WRITTEN EXERCISE
Print the listing in its entirety and exactly, leaving out images.

>> begin

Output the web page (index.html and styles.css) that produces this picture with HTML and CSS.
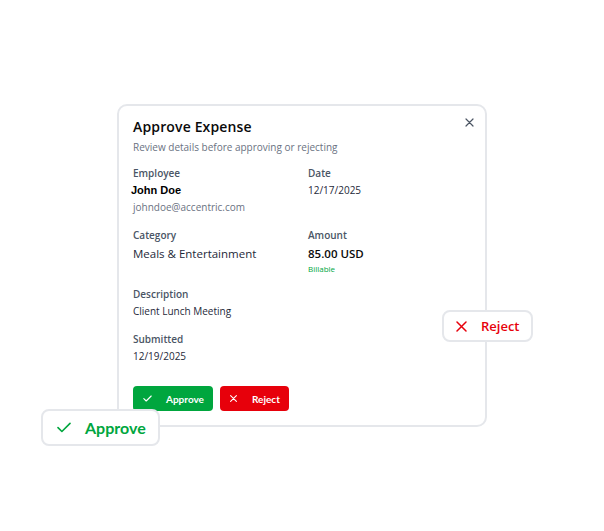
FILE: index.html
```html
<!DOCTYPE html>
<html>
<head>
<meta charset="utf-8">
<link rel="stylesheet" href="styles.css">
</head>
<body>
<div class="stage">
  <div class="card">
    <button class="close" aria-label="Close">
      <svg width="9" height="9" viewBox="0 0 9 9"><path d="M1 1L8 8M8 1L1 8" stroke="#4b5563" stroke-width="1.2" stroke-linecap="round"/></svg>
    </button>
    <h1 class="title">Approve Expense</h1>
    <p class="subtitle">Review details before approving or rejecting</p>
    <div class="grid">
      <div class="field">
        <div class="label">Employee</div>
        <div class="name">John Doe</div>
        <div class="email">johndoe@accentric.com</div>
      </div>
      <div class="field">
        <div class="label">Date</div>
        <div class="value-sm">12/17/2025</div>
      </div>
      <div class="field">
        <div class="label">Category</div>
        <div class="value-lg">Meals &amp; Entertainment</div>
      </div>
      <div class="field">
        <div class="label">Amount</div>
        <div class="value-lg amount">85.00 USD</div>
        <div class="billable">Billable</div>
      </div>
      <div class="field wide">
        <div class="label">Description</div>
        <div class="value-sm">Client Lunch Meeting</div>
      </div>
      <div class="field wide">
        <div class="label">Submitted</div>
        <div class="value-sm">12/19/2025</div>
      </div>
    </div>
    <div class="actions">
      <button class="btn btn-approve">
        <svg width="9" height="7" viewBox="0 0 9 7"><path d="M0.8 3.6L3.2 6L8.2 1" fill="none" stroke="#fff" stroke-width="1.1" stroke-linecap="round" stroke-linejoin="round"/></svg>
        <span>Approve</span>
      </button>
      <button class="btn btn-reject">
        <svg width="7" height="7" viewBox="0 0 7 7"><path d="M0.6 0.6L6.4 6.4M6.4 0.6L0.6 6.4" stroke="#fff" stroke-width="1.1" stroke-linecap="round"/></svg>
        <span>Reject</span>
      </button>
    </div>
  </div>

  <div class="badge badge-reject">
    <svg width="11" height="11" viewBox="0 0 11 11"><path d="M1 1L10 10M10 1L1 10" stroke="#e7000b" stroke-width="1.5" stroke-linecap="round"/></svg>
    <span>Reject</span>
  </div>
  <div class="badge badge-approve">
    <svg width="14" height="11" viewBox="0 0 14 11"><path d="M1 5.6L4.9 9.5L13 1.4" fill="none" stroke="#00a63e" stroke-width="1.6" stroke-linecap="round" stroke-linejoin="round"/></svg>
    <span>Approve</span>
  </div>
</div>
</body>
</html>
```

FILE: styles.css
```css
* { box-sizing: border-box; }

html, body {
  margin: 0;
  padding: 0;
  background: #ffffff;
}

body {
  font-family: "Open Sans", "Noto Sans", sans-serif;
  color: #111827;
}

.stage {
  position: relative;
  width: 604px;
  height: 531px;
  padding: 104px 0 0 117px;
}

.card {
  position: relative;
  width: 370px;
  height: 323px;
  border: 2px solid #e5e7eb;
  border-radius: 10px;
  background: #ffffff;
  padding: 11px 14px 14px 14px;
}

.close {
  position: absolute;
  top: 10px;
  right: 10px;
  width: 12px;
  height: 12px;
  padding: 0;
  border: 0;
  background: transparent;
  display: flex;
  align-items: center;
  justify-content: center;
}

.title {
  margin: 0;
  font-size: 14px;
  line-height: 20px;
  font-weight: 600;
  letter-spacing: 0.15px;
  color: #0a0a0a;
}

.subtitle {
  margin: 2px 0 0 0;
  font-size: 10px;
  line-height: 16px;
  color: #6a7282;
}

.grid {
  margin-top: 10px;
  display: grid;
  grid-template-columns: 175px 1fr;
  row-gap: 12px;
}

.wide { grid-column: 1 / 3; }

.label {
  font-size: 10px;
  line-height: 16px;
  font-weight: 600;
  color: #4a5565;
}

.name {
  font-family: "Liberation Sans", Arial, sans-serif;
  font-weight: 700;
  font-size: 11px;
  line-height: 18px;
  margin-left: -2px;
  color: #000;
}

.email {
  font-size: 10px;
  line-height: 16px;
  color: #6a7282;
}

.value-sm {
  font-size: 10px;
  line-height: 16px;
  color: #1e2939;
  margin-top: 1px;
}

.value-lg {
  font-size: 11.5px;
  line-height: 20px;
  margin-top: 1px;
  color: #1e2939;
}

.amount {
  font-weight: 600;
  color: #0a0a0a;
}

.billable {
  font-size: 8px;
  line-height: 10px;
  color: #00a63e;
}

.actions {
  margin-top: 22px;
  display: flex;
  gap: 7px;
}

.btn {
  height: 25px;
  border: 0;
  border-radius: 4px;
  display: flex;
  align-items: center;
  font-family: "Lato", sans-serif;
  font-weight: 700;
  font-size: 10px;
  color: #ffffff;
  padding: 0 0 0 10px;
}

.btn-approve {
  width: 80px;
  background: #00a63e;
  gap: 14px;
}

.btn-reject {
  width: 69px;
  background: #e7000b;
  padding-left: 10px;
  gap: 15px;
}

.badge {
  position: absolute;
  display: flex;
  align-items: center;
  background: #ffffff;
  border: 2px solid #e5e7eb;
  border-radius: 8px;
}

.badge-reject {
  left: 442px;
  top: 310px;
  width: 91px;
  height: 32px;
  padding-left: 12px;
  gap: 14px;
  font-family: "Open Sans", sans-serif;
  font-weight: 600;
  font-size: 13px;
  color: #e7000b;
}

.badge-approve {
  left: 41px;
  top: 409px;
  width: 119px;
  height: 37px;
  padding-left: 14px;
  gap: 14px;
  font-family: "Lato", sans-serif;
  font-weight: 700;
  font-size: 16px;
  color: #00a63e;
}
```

>> end

SOLUTION TO THIS TASK
Output the web page (index.html and styles.css) that produces this picture with HTML and CSS.
FILE: index.html
```html
<!DOCTYPE html>
<html>
<head>
<meta charset="utf-8">
<link rel="stylesheet" href="styles.css">
</head>
<body>
<div class="stage">
  <div class="card">
    <button class="close" aria-label="Close">
      <svg width="9" height="9" viewBox="0 0 9 9"><path d="M1 1L8 8M8 1L1 8" stroke="#4b5563" stroke-width="1.2" stroke-linecap="round"/></svg>
    </button>
    <h1 class="title">Approve Expense</h1>
    <p class="subtitle">Review details before approving or rejecting</p>
    <div class="grid">
      <div class="field">
        <div class="label">Employee</div>
        <div class="name">John Doe</div>
        <div class="email">johndoe@accentric.com</div>
      </div>
      <div class="field">
        <div class="label">Date</div>
        <div class="value-sm">12/17/2025</div>
      </div>
      <div class="field">
        <div class="label">Category</div>
        <div class="value-lg">Meals &amp; Entertainment</div>
      </div>
      <div class="field">
        <div class="label">Amount</div>
        <div class="value-lg amount">85.00 USD</div>
        <div class="billable">Billable</div>
      </div>
      <div class="field wide">
        <div class="label">Description</div>
        <div class="value-sm">Client Lunch Meeting</div>
      </div>
      <div class="field wide">
        <div class="label">Submitted</div>
        <div class="value-sm">12/19/2025</div>
      </div>
    </div>
    <div class="actions">
      <button class="btn btn-approve">
        <svg width="9" height="7" viewBox="0 0 9 7"><path d="M0.8 3.6L3.2 6L8.2 1" fill="none" stroke="#fff" stroke-width="1.1" stroke-linecap="round" stroke-linejoin="round"/></svg>
        <span>Approve</span>
      </button>
      <button class="btn btn-reject">
        <svg width="7" height="7" viewBox="0 0 7 7"><path d="M0.6 0.6L6.4 6.4M6.4 0.6L0.6 6.4" stroke="#fff" stroke-width="1.1" stroke-linecap="round"/></svg>
        <span>Reject</span>
      </button>
    </div>
  </div>

  <div class="badge badge-reject">
    <svg width="11" height="11" viewBox="0 0 11 11"><path d="M1 1L10 10M10 1L1 10" stroke="#e7000b" stroke-width="1.5" stroke-linecap="round"/></svg>
    <span>Reject</span>
  </div>
  <div class="badge badge-approve">
    <svg width="14" height="11" viewBox="0 0 14 11"><path d="M1 5.6L4.9 9.5L13 1.4" fill="none" stroke="#00a63e" stroke-width="1.6" stroke-linecap="round" stroke-linejoin="round"/></svg>
    <span>Approve</span>
  </div>
</div>
</body>
</html>
```

FILE: styles.css
```css
* { box-sizing: border-box; }

html, body {
  margin: 0;
  padding: 0;
  background: #ffffff;
}

body {
  font-family: "Open Sans", "Noto Sans", sans-serif;
  color: #111827;
}

.stage {
  position: relative;
  width: 604px;
  height: 531px;
  padding: 104px 0 0 117px;
}

.card {
  position: relative;
  width: 370px;
  height: 323px;
  border: 2px solid #e5e7eb;
  border-radius: 10px;
  background: #ffffff;
  padding: 11px 14px 14px 14px;
}

.close {
  position: absolute;
  top: 10px;
  right: 10px;
  width: 12px;
  height: 12px;
  padding: 0;
  border: 0;
  background: transparent;
  display: flex;
  align-items: center;
  justify-content: center;
}

.title {
  margin: 0;
  font-size: 14px;
  line-height: 20px;
  font-weight: 600;
  letter-spacing: 0.15px;
  color: #0a0a0a;
}

.subtitle {
  margin: 2px 0 0 0;
  font-size: 10px;
  line-height: 16px;
  color: #6a7282;
}

.grid {
  margin-top: 10px;
  display: grid;
  grid-template-columns: 175px 1fr;
  row-gap: 12px;
}

.wide { grid-column: 1 / 3; }

.label {
  font-size: 10px;
  line-height: 16px;
  font-weight: 600;
  color: #4a5565;
}

.name {
  font-family: "Liberation Sans", Arial, sans-serif;
  font-weight: 700;
  font-size: 11px;
  line-height: 18px;
  margin-left: -2px;
  color: #000;
}

.email {
  font-size: 10px;
  line-height: 16px;
  color: #6a7282;
}

.value-sm {
  font-size: 10px;
  line-height: 16px;
  color: #1e2939;
  margin-top: 1px;
}

.value-lg {
  font-size: 11.5px;
  line-height: 20px;
  margin-top: 1px;
  color: #1e2939;
}

.amount {
  font-weight: 600;
  color: #0a0a0a;
}

.billable {
  font-size: 8px;
  line-height: 10px;
  color: #00a63e;
}

.actions {
  margin-top: 22px;
  display: flex;
  gap: 7px;
}

.btn {
  height: 25px;
  border: 0;
  border-radius: 4px;
  display: flex;
  align-items: center;
  font-family: "Lato", sans-serif;
  font-weight: 700;
  font-size: 10px;
  color: #ffffff;
  padding: 0 0 0 10px;
}

.btn-approve {
  width: 80px;
  background: #00a63e;
  gap: 14px;
}

.btn-reject {
  width: 69px;
  background: #e7000b;
  padding-left: 10px;
  gap: 15px;
}

.badge {
  position: absolute;
  display: flex;
  align-items: center;
  background: #ffffff;
  border: 2px solid #e5e7eb;
  border-radius: 8px;
}

.badge-reject {
  left: 442px;
  top: 310px;
  width: 91px;
  height: 32px;
  padding-left: 12px;
  gap: 14px;
  font-family: "Open Sans", sans-serif;
  font-weight: 600;
  font-size: 13px;
  color: #e7000b;
}

.badge-approve {
  left: 41px;
  top: 409px;
  width: 119px;
  height: 37px;
  padding-left: 14px;
  gap: 14px;
  font-family: "Lato", sans-serif;
  font-weight: 700;
  font-size: 16px;
  color: #00a63e;
}
```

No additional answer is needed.